The vote was 4-0 Tuesday night, with member Chris Kruse not in attendance.

“Our goal is to be part of the downtown, not a hindrance,” engineer Steve Govoni, of Wentworth Partners & Associates Inc., told the board after presenting the plan.

The site plan application was submitted by Govoni, of Skowhegan, on behalf of the Cornville Regional Charter School. The approved plan changes the designation of the so-called Merrill Block on Water Street and Commercial Street from mercantile to educational.

The site is the former Holland’s Variety Drug, with 5,000 square feet of space on the ground floor and 10,000 square feet of vacant space on the second floor that once was home to Skowhegan District Court and law offices.

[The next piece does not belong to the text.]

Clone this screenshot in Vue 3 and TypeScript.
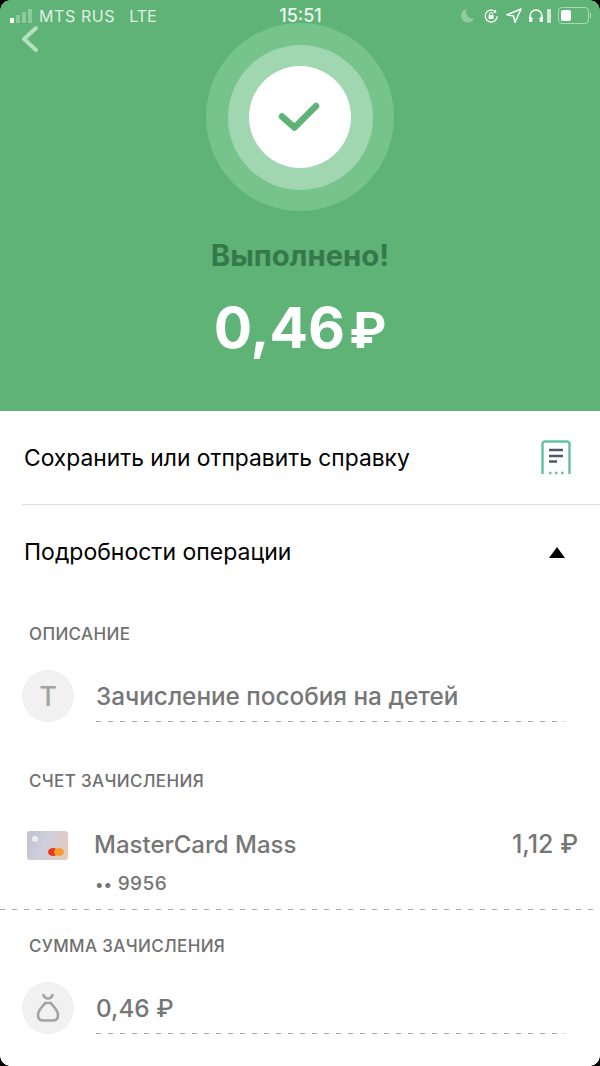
<script setup lang="ts">
const signal: number[] = [5, 8, 11, 14]
</script>

<template>
  <div class="screen">
    <header class="hero">
      <div class="status">
        <div class="status-left">
          <div class="signal">
            <i v-for="(h, n) in signal" :key="h" :class="{ on: n === 0 }" :style="{ height: h + 'px' }"></i>
          </div>
          <span class="carrier">MTS RUS</span>
          <span class="net">LTE</span>
        </div>
        <span class="time">15:51</span>
        <div class="status-right">
          <svg class="ic moon" width="15" height="15" viewBox="0 0 15 15"><path d="M6.500 1A6.800 6.800 0 1 0 14 10.500 7 7 0 0 1 6.500 1Z" fill="#8fcda0"/></svg>
          <svg class="ic" width="17" height="16" viewBox="0 0 17 16" fill="none" stroke="#fff" stroke-width="1.200"><path d="M14.200 8A6 6 0 1 1 12 3.400"/><path d="M11 1.500 13.600 3.600 11 5.800Z" fill="#fff" stroke="none" transform="rotate(30 12 4)"/><rect x="5.600" y="7" width="5" height="4" rx=".6" fill="#fff" stroke="none"/><path d="M6.700 7V5.800a1.400 1.400 0 0 1 2.800 0V7" stroke-width="1"/></svg>
          <svg class="ic" width="16" height="15" viewBox="0 0 16 15"><path d="M15 1 1 6.800 7.500 8 9 14.500Z" fill="none" stroke="#fff" stroke-width="1.500" stroke-linejoin="round"/></svg>
          <svg class="ic" width="16" height="15" viewBox="0 0 16 15" fill="none"><path d="M2 11V8a6 6 0 0 1 12 0v3" stroke="#fff" stroke-width="1.500"/><rect x="1" y="9" width="3.400" height="5" rx="1.200" fill="#fff"/><rect x="11.600" y="9" width="3.400" height="5" rx="1.200" fill="#fff"/></svg>
          <span class="bat-charge"></span>
          <div class="battery"><span class="level"></span></div>
          <span class="nub"></span>
        </div>
      </div>

      <svg class="back" width="18" height="28" viewBox="0 0 18 28" fill="none"><path d="M15 3 3 14l12 11" stroke="#b5e0c0" stroke-width="4" stroke-linecap="round" stroke-linejoin="round"/></svg>

      <div class="ring outer">
        <div class="ring middle">
          <div class="ring inner">
            <svg width="44" height="34" viewBox="0 0 44 34" fill="none"><path d="M4 15.500 16.500 26.500 38 5" stroke="#5fb377" stroke-width="6.500" stroke-linecap="round" stroke-linejoin="round"/></svg>
          </div>
        </div>
      </div>

      <h1 class="title">Выполнено!</h1>
      <div class="amount">0,46<span class="rub">₽</span></div>
    </header>

    <main>
      <div class="action">
        <span>Сохранить или отправить справку</span>
        <svg class="receipt" width="30" height="36" viewBox="0 0 30 36" fill="none">
          <path d="M1.500 34V4a2.500 2.500 0 0 1 2.500-2.500h22A2.500 2.500 0 0 1 28.500 4v30" stroke="#66c2a5" stroke-width="2.500"/>
          <path d="M8 10h14M8 16h14M8 21.500h8" stroke="#53586a" stroke-width="2.400"/>
          <path d="M8 33h2.500M14 33h2.500M20 33h2.500" stroke="#66c2a5" stroke-width="2.500"/>
        </svg>
      </div>

      <div class="toggle">
        <span>Подробности операции</span>
        <span class="arrow"></span>
      </div>

      <section class="block first">
        <h2>ОПИСАНИЕ</h2>
        <div class="field">
          <div class="avatar"><span class="t">Т</span></div>
          <div class="value">Зачисление пособия на детей</div>
        </div>
      </section>

      <section class="account">
        <h2>СЧЕТ ЗАЧИСЛЕНИЯ</h2>
        <div class="card-row">
          <div class="card"><i class="dot"></i><i class="mc"><b></b><b></b></i></div>
          <span class="card-name">MasterCard Mass</span>
          <span class="balance">1,12 ₽</span>
        </div>
        <div class="mask"><span class="dots">••</span> 9956</div>
      </section>

      <section class="block">
        <h2>СУММА ЗАЧИСЛЕНИЯ</h2>
        <div class="field">
          <div class="avatar">
            <svg width="24" height="32" viewBox="0 0 24 32" fill="none" stroke="#a3a3a3" stroke-width="2.600" stroke-linecap="round" stroke-linejoin="round"><path d="M7.500 3c1 2.500 2.500 3.500 4.500 3.500s3.500-1 4.500-3.500"/><path d="M9 11h6c1 3 7 6 7 12 0 4-2 5.500-5 5.500H7c-3 0-5-1.500-5-5.500 0-6 6-9 7-12Z"/></svg>
          </div>
          <div class="value">0,46 ₽</div>
        </div>
      </section>
    </main>

    <i class="corner tl"></i><i class="corner tr"></i><i class="corner bl"></i><i class="corner br"></i>
  </div>
</template>

<style>
html, body { margin: 0; background: #fff; }
</style>

<style scoped>
.screen {
  position: relative;
  width: 600px;
  height: 1066px;
  overflow: hidden;
  background: #fff;
  font-family: Inter, "Noto Sans", "Liberation Sans", sans-serif;
  color: #000;
}
.hero {
  position: relative;
  height: 411px;
  background: #5fb377;
  display: flex;
  flex-direction: column;
  align-items: center;
}
.status {
  width: 100%;
  height: 23px;
  box-sizing: border-box;
  padding: 5px 9px 0 10px;
  display: grid;
  grid-template-columns: 1fr auto 1fr;
  align-items: center;
  color: #fff;
  position: relative;
  z-index: 2;
}
.status-left { display: flex; align-items: center; font-size: 16px; color: #dff0e3; }
.signal { display: flex; align-items: flex-end; gap: 2px; height: 14px; margin-right: 7px; }
.signal i { width: 4px; background: #8dcb9f; display: block; }
.signal i.on { background: #fff; }
.carrier { letter-spacing: .6px; }
.net { margin-left: 14px; }
.time { font-size: 18px; font-weight: 500; color: #eef8f0; }
.status-right { display: flex; align-items: center; justify-content: flex-end; }
.ic { display: block; margin-right: 6px; }
.moon { margin-right: 8px; }
.bat-charge { width: 4px; height: 14px; background: #cfe9d6; border-radius: 1px; margin: 0 7px 0 -3px; }
.battery {
  width: 25px;
  height: 11px;
  border: 1px solid #a9dab6;
  border-radius: 4px;
  padding: 2px;
  box-sizing: content-box;
}
.level { display: block; width: 10px; height: 100%; background: #fff; border-radius: 2px; }
.nub { width: 1px; height: 5px; background: #a9dab6; margin-left: 1px; }
.back { position: absolute; left: 21px; top: 25px; }
.ring {
  border-radius: 50%;
  display: flex;
  align-items: center;
  justify-content: center;
  flex: none;
}
.outer { width: 188px; height: 188px; background: #76c48c; }
.middle { width: 145px; height: 145px; background: #a0d7b0; }
.inner { width: 102px; height: 102px; background: #fff; }
.inner svg { display: block; margin-top: 1px; }
.title {
  margin: 28px 0 0;
  font-size: 29.300px;
  line-height: 34px;
  font-weight: 700;
  color: #35794b;
}
.amount {
  margin-top: 19px;
  font-size: 57px;
  line-height: 72px;
  font-weight: 700;
  color: #fff;
  display: flex;
  align-items: baseline;
}
.rub { font-size: 50px; margin-left: 4px; }
.action {
  margin-left: 22px;
  height: 94px;
  box-sizing: border-box;
  border-bottom: 1px solid #dcdcdc;
  padding: 0 29px 0 2px;
  display: flex;
  align-items: center;
  justify-content: space-between;
  font-size: 22.800px;
}
.receipt { display: block; margin-top: 1px; }
.toggle {
  height: 94px;
  padding: 0 35px 0 24px;
  display: flex;
  align-items: center;
  justify-content: space-between;
  font-size: 23px;
}
.arrow {
  width: 0;
  height: 0;
  border-left: 8px solid transparent;
  border-right: 8px solid transparent;
  border-bottom: 11px solid #000;
}
h2 {
  margin: 0;
  font-size: 17px;
  line-height: 20px;
  font-weight: 500;
  color: #6f6f6f;
  letter-spacing: .35px;
}
.block { padding: 0 35px 0 22px; }
.block h2 { padding-left: 7px; }
.first { margin-top: 25px; }
.field { display: flex; align-items: center; margin-top: 26px; }
.avatar {
  width: 52px;
  height: 52px;
  border-radius: 50%;
  background: #f1f1f1;
  flex: none;
  display: flex;
  align-items: center;
  justify-content: center;
}
.t { font-size: 27px; font-weight: 500; color: #a3a3a3; }
.value {
  flex: 1;
  margin-left: 22px;
  margin-top: 5px;
  height: 47px;
  box-sizing: border-box;
  font-size: 24.300px;
  line-height: 42px;
  font-weight: 500;
  color: #767676;
  background: repeating-linear-gradient(to right, #a8a8a8 0 5px, transparent 5px 12px) left bottom / 100% 1px no-repeat;
}
.account {
  margin-top: 49px;
  height: 139px;
  box-sizing: border-box;
  padding: 0 22px 0 29px;
  background: repeating-linear-gradient(to right, #a8a8a8 0 5px, transparent 5px 12px) left bottom / 100% 1px no-repeat;
}
.card-row { display: flex; align-items: center; margin-top: 38px; height: 32px; }
.card {
  position: relative;
  width: 41px;
  height: 29px;
  margin-left: -2px;
  border-radius: 3px;
  background: linear-gradient(115deg, #bfc0cb 0%, #cfcfde 45%, #eac8b6 100%);
  flex: none;
}
.dot { position: absolute; left: 5px; top: 5px; width: 6px; height: 6px; border-radius: 50%; background: #eeeef2; }
.mc { position: absolute; right: 4px; bottom: 4px; display: flex; }
.mc b { display: block; width: 10px; height: 8px; border-radius: 50%; background: #e8391f; }
.mc b + b { background: #f0a030; margin-left: -4px; }
.card-name { margin-left: 26px; padding-bottom: 2px; font-size: 24px; font-weight: 500; color: #767676; flex: 1; }
.balance { padding-bottom: 2px; font-size: 25px; font-weight: 500; color: #767676; }
.mask {
  margin: 11px 0 0 66px;
  font-size: 19px;
  line-height: 24px;
  font-weight: 500;
  color: #767676;
  letter-spacing: .5px;
}
.dots { font-size: 16px; letter-spacing: 0; }
.account + .block { margin-top: 26px; }
.corner { position: absolute; width: 10px; height: 10px; background: radial-gradient(circle at var(--c), transparent 9.500px, #000 10px); }
.tl { left: 0; top: 0; --c: 100% 100%; }
.tr { right: 0; top: 0; --c: 0 100%; }
.bl { left: 0; bottom: 0; --c: 100% 0; }
.br { right: 0; bottom: 0; --c: 0 0; }
</style>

Approval also is contingent on the completion of a three-year plan for off-site parking, which ultimately will include transportation for an estimated 240 students and 49 staff members. There will be a need for 64 parking spots to be negotiated at private locations such as Hight’s auto dealership, the nearby Catholic church, the lot on Island Avenue next to the Federated Church, space next to New Balance and even spots in Madison.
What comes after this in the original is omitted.